Expand it beyond Brooklyn, one girl suggests. Someone else suggests a grander venue. Maybe the Waldorf. More sponsors for the party. Maybe Mayor Bloomberg.

If not the mayor then at least the school principal. Salwa plans on asking Midwood High School’s principal, Steve Zwisohn, and other high school principals within the area, to help sponsor next year’s prom. “What’s the difference between us and everyone else who gets to have a prom?” she asks. “We work as hard in school. We have 90 and above averages in school. We all passed our Regents [state exams]; we’re all good people; we all do community service. What’s the difference between us and them?”

But school sponsorship comes with restrictions. The girls would need security officers, signed letters of permission from parents, and additional chaperones: all conditions that Principal Zwisohn says must be met before the school can sponsor a student party.
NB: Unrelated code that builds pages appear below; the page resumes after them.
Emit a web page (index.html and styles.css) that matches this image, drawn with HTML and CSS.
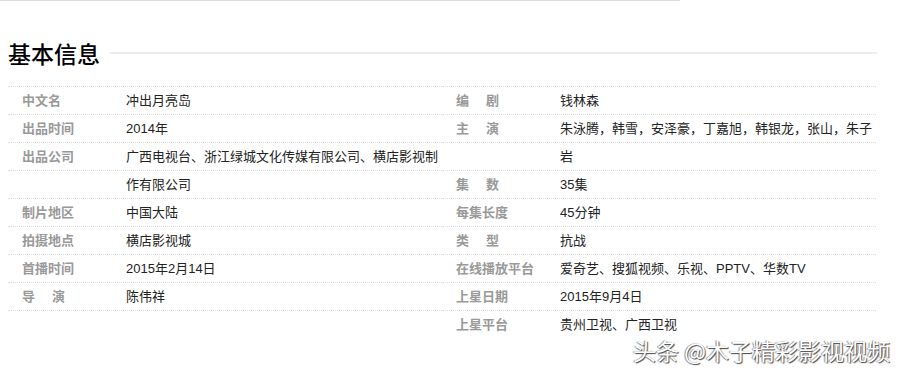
FILE: index.html
```html
<!DOCTYPE html>
<html>
  <head>
    <link rel="stylesheet" href="styles.css">
    <title>基本信息</title>
  </head>
  <body>
    <div class="top-line"></div>

    <div class="section-title">
      <h2>基本信息</h2>
      <span class="title-line"></span>
    </div>

    <div class="info">
      <div class="info-col left">
        <div class="row"><span class="label">中文名</span><span class="value">冲出月亮岛</span></div>
        <div class="row"><span class="label">出品时间</span><span class="value">2014年</span></div>
        <div class="row"><span class="label">出品公司</span><span class="value">广西电视台、浙江绿城文化传媒有限公司、横店影视制</span></div>
        <div class="row"><span class="label"></span><span class="value">作有限公司</span></div>
        <div class="row"><span class="label">制片地区</span><span class="value">中国大陆</span></div>
        <div class="row"><span class="label">拍摄地点</span><span class="value">横店影视城</span></div>
        <div class="row"><span class="label">首播时间</span><span class="value">2015年2月14日</span></div>
        <div class="row"><span class="label spaced">导演</span><span class="value">陈伟祥</span></div>
      </div>

      <div class="info-col right">
        <div class="row"><span class="label spaced">编剧</span><span class="value">钱林森</span></div>
        <div class="row"><span class="label spaced">主演</span><span class="value">朱泳腾，韩雪，安泽豪，丁嘉旭，韩银龙，张山，朱子</span></div>
        <div class="row"><span class="label"></span><span class="value">岩</span></div>
        <div class="row"><span class="label spaced">集数</span><span class="value">35集</span></div>
        <div class="row"><span class="label">每集长度</span><span class="value">45分钟</span></div>
        <div class="row"><span class="label spaced">类型</span><span class="value">抗战</span></div>
        <div class="row"><span class="label">在线播放平台</span><span class="value">爱奇艺、搜狐视频、乐视、PPTV、华数TV</span></div>
        <div class="row"><span class="label">上星日期</span><span class="value">2015年9月4日</span></div>
        <div class="row"><span class="label">上星平台</span><span class="value">贵州卫视、广西卫视</span></div>
      </div>
    </div>

    <div class="watermark">头条 @木子精彩影视视频</div>
  </body>
</html>
```

FILE: styles.css
```css
body {
  margin: 0;
  font-family: "Liberation Sans", "Noto Sans CJK SC", sans-serif;
  background: #fff;
  color: #333;
}

.top-line {
  width: 680px;
  height: 1px;
  background: #dcdcdc;
}

.section-title {
  display: flex;
  align-items: center;
  width: 869px;
  height: 30px;
  margin: 37px 0 0 8px;
}

.section-title h2 {
  margin: 0;
  font-family: "Noto Sans CJK SC", sans-serif;
  font-size: 23px;
  font-weight: 500;
  line-height: 30px;
  color: #000;
}

.title-line {
  flex: 1;
  height: 2px;
  margin-left: 10px;
  background: #ededed;
}

.info {
  display: flex;
  width: 868px;
  margin: 18px 0 0 8px;
}

.info-col {
  width: 434px;
}

.info-col.right {
  flex: 1;
}

.info-col.left .row:last-child {
  border-bottom: 1px dotted #dcdcdc;
}

.row {
  display: flex;
  border-top: 1px dotted #dcdcdc;
  font-size: 13px;
  line-height: 27px;
}

.label {
  flex: none;
  width: 104px;
  padding-left: 14px;
  color: #999;
  font-weight: bold;
}

.label.spaced {
  letter-spacing: 17px;
}

.value {
  flex: 1;
  color: #222;
}

.watermark {
  position: absolute;
  left: 633px;
  top: 334px;
  font-family: "Noto Sans CJK SC", sans-serif;
  font-size: 23px;
  line-height: 32px;
  color: #fff;
  text-shadow: 1px 1px 1px #444, -1px 0 1px #888;
}
```
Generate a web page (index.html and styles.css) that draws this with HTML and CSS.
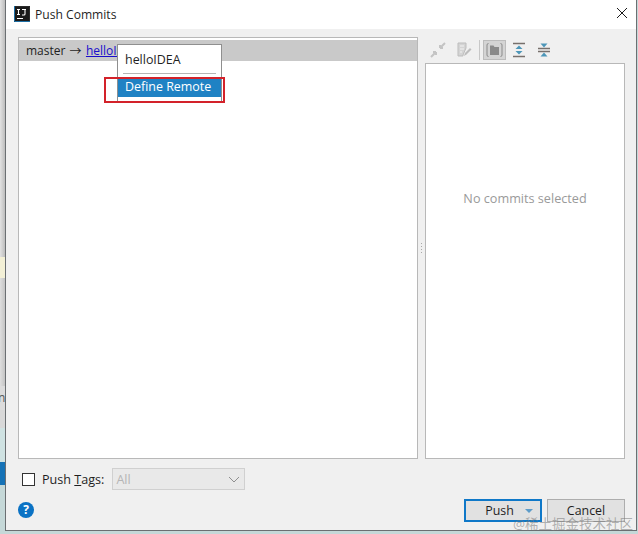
FILE: index.html
```html
<!DOCTYPE html>
<html lang="en">
<head>
<meta charset="utf-8">
<title>Push Commits</title>
<link rel="stylesheet" href="styles.css">
</head>
<body>
<div class="backdrop">
  <div class="strip">
    <div class="seg-gray-a"></div>
    <div class="seg-yellow"></div>
    <div class="seg-gray-b"></div>
    <div class="seg-word">ne</div>
    <div class="seg-gray-c"></div>
    <div class="seg-teal-a"></div>
    <div class="seg-blue"></div>
  </div>
  <div class="dialog">
    <header class="titlebar">
      <svg class="logo" width="16" height="16" viewBox="0 0 16 16"><rect width="16" height="16" fill="#1a1a1a"/><path d="M0 .5h15.500V16" fill="none" stroke="#2b2b2b"/><path d="M.5 0v15.500H16" fill="none" stroke="#1d6fa5"/><path d="M3 3.500h3M4.500 3.500v5M3 8.500h3M8 3.500h4M11 3.500v4.500q0 1-1 1H8" fill="none" stroke="#fff" stroke-width="1.100"/><rect x="3" y="12" width="6" height="1" fill="#fff"/></svg>
      <span class="title">Push Commits</span>
      <svg class="close" width="12" height="12" viewBox="0 0 12 12"><path d="M1 1l10 10M11 1L1 11" stroke="#1a1a1a" stroke-width="1" fill="none"/></svg>
    </header>
    <div class="content">
      <div class="panes">
        <section class="left">
          <div class="branchrow">
            <span class="branch">master</span><span class="arrow">→</span><a class="link">helloIDEA</a>
          </div>
          <div class="popup">
            <div class="popitem first">helloIDEA</div>
            <div class="sep"></div>
            <div class="popitem sel">Define Remote</div>
          </div>
          <div class="redbox"></div>
        </section>
        <div class="splitter"><span class="grip"></span></div>
        <section class="right">
          <div class="toolbar">
            <svg class="tool t1" width="16" height="16" viewBox="0 0 16 16"><path d="M1 15l5-5M6 10H3M6 10v3M15 1l-5 5M10 6h3M10 6V3" stroke="#c4c4c4" stroke-width="2" fill="none"/></svg>
            <svg class="tool t2" width="16" height="16" viewBox="0 0 16 16"><path d="M2 1h8v5l-3 7v1H2z" fill="#d4d4d4" stroke="#bdbdbd"/><path d="M4 4h4M4 7h4M4 10h2" stroke="#f2f2f2"/><path d="M8 14l1-3 5-5 1.500 1.500-5 5z" fill="#bdbdbd"/></svg>
            <span class="tooldiv"></span>
            <span class="toggled"><svg width="17" height="14" viewBox="0 0 17 14"><path d="M2.500 .5Q1 .5 1 2v10q0 1.500 1.500 1.500M14.500 .5Q16 .5 16 2v10q0 1.500-1.500 1.500" fill="none" stroke="#8a8a8a"/><path d="M4 2.500h3.500l1 1.500H13v8H4z" fill="#8a8a8a"/></svg></span>
            <svg class="tool t3" width="14" height="16" viewBox="0 0 14 16"><path d="M1 1.500h12M1 14.500h12" stroke="#77706c" stroke-width="1.500"/><path d="M7 3.500l3.500 3.500h-7zM7 12.500l3.500-3.500h-7z" fill="#4d96b8"/></svg>
            <svg class="tool t4" width="14" height="16" viewBox="0 0 14 16"><path d="M1 6.500h12M1 9.500h12" stroke="#77706c" stroke-width="1.500"/><path d="M7 5.500L3.500 1.500h7zM7 10.500l3.500 4h-7z" fill="#4d96b8"/></svg>
          </div>
          <div class="details">No commits selected</div>
        </section>
      </div>
      <div class="tagsrow">
        <span class="checkbox"></span>
        <span class="taglabel">Push <u>T</u>ags:</span>
        <span class="select"><span>All</span><svg width="12" height="7" viewBox="0 0 12 7"><path d="M1 1l5 5 5-5" fill="none" stroke="#8f8f8f"/></svg></span>
      </div>
      <div class="actions">
        <span class="help">?</span>
        <span class="spacer"></span>
        <button class="btn primary"><span>Push</span><i class="caret"></i></button>
        <button class="btn">Cancel</button>
      </div>
    </div>
  </div>
  <span class="watermark">@稀土掘金技术社区</span>
</div>
</body>
</html>
```

FILE: styles.css
```css
* { box-sizing: border-box; }
html, body { margin: 0; padding: 0; }
body {
  width: 638px;
  height: 534px;
  overflow: hidden;
  font-family: "Open Sans", "Noto Sans", "Noto Sans CJK SC", sans-serif;
  color: #1f1f1f;
}
.backdrop {
  position: relative;
  display: flex;
  width: 638px;
  height: 534px;
  background: #c5d8d8;
}
.strip {
  width: 5px;
  height: 534px;
  flex: none;
  display: flex;
  flex-direction: column;
  overflow: hidden;
}
.seg-gray-a { height: 257px; background: linear-gradient(90deg, #e2e2e2, #bdbdbd); }
.seg-yellow { height: 21px; background: #f3f0d6; }
.seg-gray-b { height: 108px; background: linear-gradient(90deg, #dedede, #c4c4c4); }
.seg-word { height: 24px; background: #dcdcdc; font-size: 12px; line-height: 24px; color: #555; margin-left: -2px; width: 9px; }
.seg-gray-c { height: 18px; background: #d8d8d8; }
.seg-teal-a { height: 34px; background: #cfe2e2; }
.seg-blue { height: 23px; background: #1572b6; }
.dialog {
  width: 632px;
  height: 531px;
  background: #f0f0f0;
  border-left: 1px solid #6b6f72;
  border-bottom: 1px solid #6b6f72;
  border-right: 1px solid #6b6f72;
  display: flex;
  flex-direction: column;
  flex: none;
}
.titlebar {
  height: 29px;
  background: #fff;
  display: flex;
  align-items: center;
  padding: 0 8px;
  flex: none;
}
.logo { margin-top: -1px; }
.title { margin-left: 5px; font-size: 12.1px; margin-top: -1px; }
.close { margin-left: auto; margin-top: -3px; }
.content {
  flex: 1;
  display: flex;
  flex-direction: column;
  padding: 8px 11px 0 12px;
}
.panes { display: flex; height: 422px; }
.left {
  position: relative;
  width: 400px;
  background: #fff;
  border: 1px solid #b8b8b8;
  flex: none;
}
.branchrow {
  height: 21px;
  background: #c9c9c9;
  display: flex;
  align-items: center;
  padding-left: 7px;
  font-size: 12px;
  margin-top: 2px;
}
.arrow { margin: 0 4px; }
.link { color: #1a0dcc; text-decoration: underline; margin-left: 0.5px; }
.popup {
  position: absolute;
  left: 98px;
  top: 6px;
  width: 105px;
  height: 59px;
  background: #fff;
  border: 1px solid #8f8f8f;
  font-size: 12.45px;
}
.popitem { padding-left: 7px; }
.first { height: 28px; line-height: 29px; }
.sep { height: 1px; margin: 0 5px 5px; background: #b5b5b5; }
.sel { background: #1f82c4; color: #fff; height: 18px; line-height: 15px; }
.redbox {
  position: absolute;
  left: 85px;
  top: 39px;
  width: 121px;
  height: 26px;
  border: 2px solid #d3222a;
}
.splitter {
  width: 7px;
  flex: none;
  display: flex;
  align-items: center;
  justify-content: center;
}
.grip {
  width: 3px;
  height: 12px;
  background: radial-gradient(circle, #a8a8a8 0.8px, transparent 1px) 0 0 / 3px 3px;
}
.right { width: 200px; flex: none; display: flex; flex-direction: column; }
.toolbar { height: 26px; display: flex; align-items: center; padding-left: 5px; flex: none; }
.tool { flex: none; }
.t2 { margin-left: 10px; }
.tooldiv { width: 1px; height: 20px; background: #c8c8c8; margin-left: 7px; }
.toggled {
  width: 23px;
  height: 20px;
  background: #d4d4d4;
  border: 1px solid #bcbcbc;
  display: flex;
  align-items: center;
  justify-content: center;
  margin-left: 3px;
}
.t3 { margin-left: 6px; }
.t4 { margin-left: 11px; }
.details {
  flex: 1;
  background: #fff;
  border: 1px solid #b8b8b8;
  display: flex;
  align-items: center;
  justify-content: center;
  font-size: 12.65px;
  color: #9a9a9a;
  padding-bottom: 126px;
}
.tagsrow { display: flex; align-items: center; height: 22px; margin-top: 9px; padding-left: 4px; }
.checkbox { width: 13px; height: 13px; background: #fff; border: 1px solid #333; flex: none; }
.taglabel { margin-left: 7px; font-size: 12.6px; white-space: nowrap; }
.select {
  margin-left: 8px;
  width: 133px;
  height: 22px;
  background: #e9e9e9;
  border: 1px solid #d0d0d0;
  display: flex;
  align-items: center;
  justify-content: space-between;
  padding: 0 4px 0 3px;
  font-size: 12.6px;
  color: #b5b5b5;
}
.actions { display: flex; align-items: center; margin-top: 8px; height: 24px; }
.help {
  width: 16px;
  height: 16px;
  border-radius: 50%;
  background: #0a72c4;
  color: #fff;
  font-size: 12px;
  font-weight: 700;
  text-align: center;
  line-height: 16px;
}
.spacer { flex: 1; }
.btn {
  width: 78px;
  height: 23px;
  background: #e1e1e1;
  border: 1px solid #adadad;
  font: 12.4px "Open Sans", "Noto Sans", sans-serif;
  color: #1f1f1f;
  padding: 0;
  margin-left: 5px;
}
.primary {
  border: 2px solid #0f78c8;
  position: relative;
  padding-right: 7px;
}
.caret {
  position: absolute;
  right: 7px;
  top: 8px;
  width: 0;
  height: 0;
  border-left: 4px solid transparent;
  border-right: 4px solid transparent;
  border-top: 4px solid #5d9cc9;
}
.watermark {
  position: absolute;
  left: 513px;
  top: 513px;
  font-size: 13.5px;
  color: rgba(120, 120, 120, 0.55);
  white-space: nowrap;
}
```
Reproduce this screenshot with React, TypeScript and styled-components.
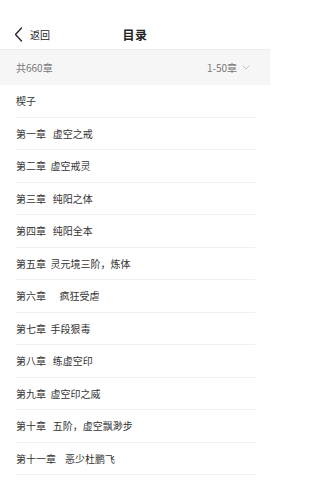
import styled, { createGlobalStyle } from "styled-components";

const chapters = [
  "楔子",
  "第一章   虚空之戒",
  "第二章  虚空戒灵",
  "第三章   纯阳之体",
  "第四章   纯阳全本",
  "第五章  灵元境三阶，炼体",
  "第六章      疯狂受虐",
  "第七章  手段狠毒",
  "第八章   练虚空印",
  "第九章  虚空印之威",
  "第十章   五阶，虚空飘渺步",
  "第十一章    恶少杜鹏飞",
];

const GlobalStyle = createGlobalStyle`
  html, body {
    margin: 0;
    padding: 0;
    background: #ffffff;
  }
  body {
    font-family: "Noto Sans CJK SC", "Noto Sans", sans-serif;
    color: #333333;
  }
`;

const App = () => {
  return (
    <>
      <GlobalStyle />
      <Page>
        <Header>
          <BackButton>
            <svg width="9" height="15" viewBox="0 0 9 15">
              <path
                d="M7.5 1 L1.5 7.5 L7.5 14"
                fill="none"
                stroke="#222"
                strokeWidth="1.3"
                strokeLinecap="round"
                strokeLinejoin="round"
              />
            </svg>
            <span>返回</span>
          </BackButton>
          <Title>目录</Title>
        </Header>
        <InfoBar>
          <span>共660章</span>
          <RangeSelect>
            1-50章
            <svg width="8" height="5" viewBox="0 0 8 5">
              <path
                d="M1 1 L4 4 L7 1"
                fill="none"
                stroke="#c4c4c4"
                strokeWidth="1"
                strokeLinecap="round"
              />
            </svg>
          </RangeSelect>
        </InfoBar>
        <ChapterList>
          {chapters.map((title) => (
            <ChapterItem key={title}>{title}</ChapterItem>
          ))}
        </ChapterList>
      </Page>
    </>
  );
};

export default App;

const Page = styled.div`
  width: 270px;
  height: 480px;
  overflow: hidden;
  background: #ffffff;
`;

const Header = styled.header`
  position: relative;
  height: 29px;
  padding-top: 20px;
  display: flex;
  align-items: center;
  justify-content: center;
  border-bottom: 1px solid #ececec;
  box-sizing: content-box;
`;

const BackButton = styled.div`
  position: absolute;
  left: 14px;
  top: 20px;
  height: 29px;
  display: flex;
  align-items: center;
  gap: 7px;
  font-size: 10px;
  color: #222;
`;

const Title = styled.h1`
  margin: 0;
  font-size: 12px;
  font-weight: bold;
  color: #222;
  letter-spacing: 0.5px;
`;

const InfoBar = styled.div`
  height: 35px;
  padding: 0 16px;
  display: flex;
  align-items: center;
  justify-content: space-between;
  background: #f6f6f6;
  font-size: 10px;
  color: #777;
`;

const RangeSelect = styled.div`
  display: flex;
  align-items: center;
  gap: 5px;
  padding-right: 4px;
`;

const ChapterList = styled.ul`
  list-style: none;
  margin: 0;
  padding: 0 15px 0 16px;
`;

const ChapterItem = styled.li`
  height: 32.5px;
  box-sizing: border-box;
  display: flex;
  align-items: center;
  border-bottom: 1px solid #f0f0f0;
  font-size: 10px;
  color: #333;
  white-space: pre;
`;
So maybe there won’t be any school sponsorship. Maybe instead the girls will ask local Muslim businesses to help defray some of the costs.

“It would be so cool to look back on this one day,” muses Sahar, thinking of future Islamic proms years from now. “Like, oh my god, we started with 70 people and now, it’s 3,000. It would be so cool.”

Outside the ballroom, after all the girls have left, the Zawam sisters pile into their mother’s car for the drive home. They relive the night during the drive back, arguing about who danced the best, laughing at how girls didn’t recognize each other without their scarves, sharing which part of the party was their favorite. As they reminisce, they massage feet aching from too much dancing.  

At home, their father is waiting up to ask, “How was the food?”

The girls reassure him. The food was so good there was none left behind — people ate seconds and thirds and packed more to take home.

Then throwing off their fancy dresses and jewelry, but without bothering to remove make-up and hairpins and false nails, the girls collapse into bed. Their once-a-year Cinderella night is over; they will be back to wearing hijabs tomorrow.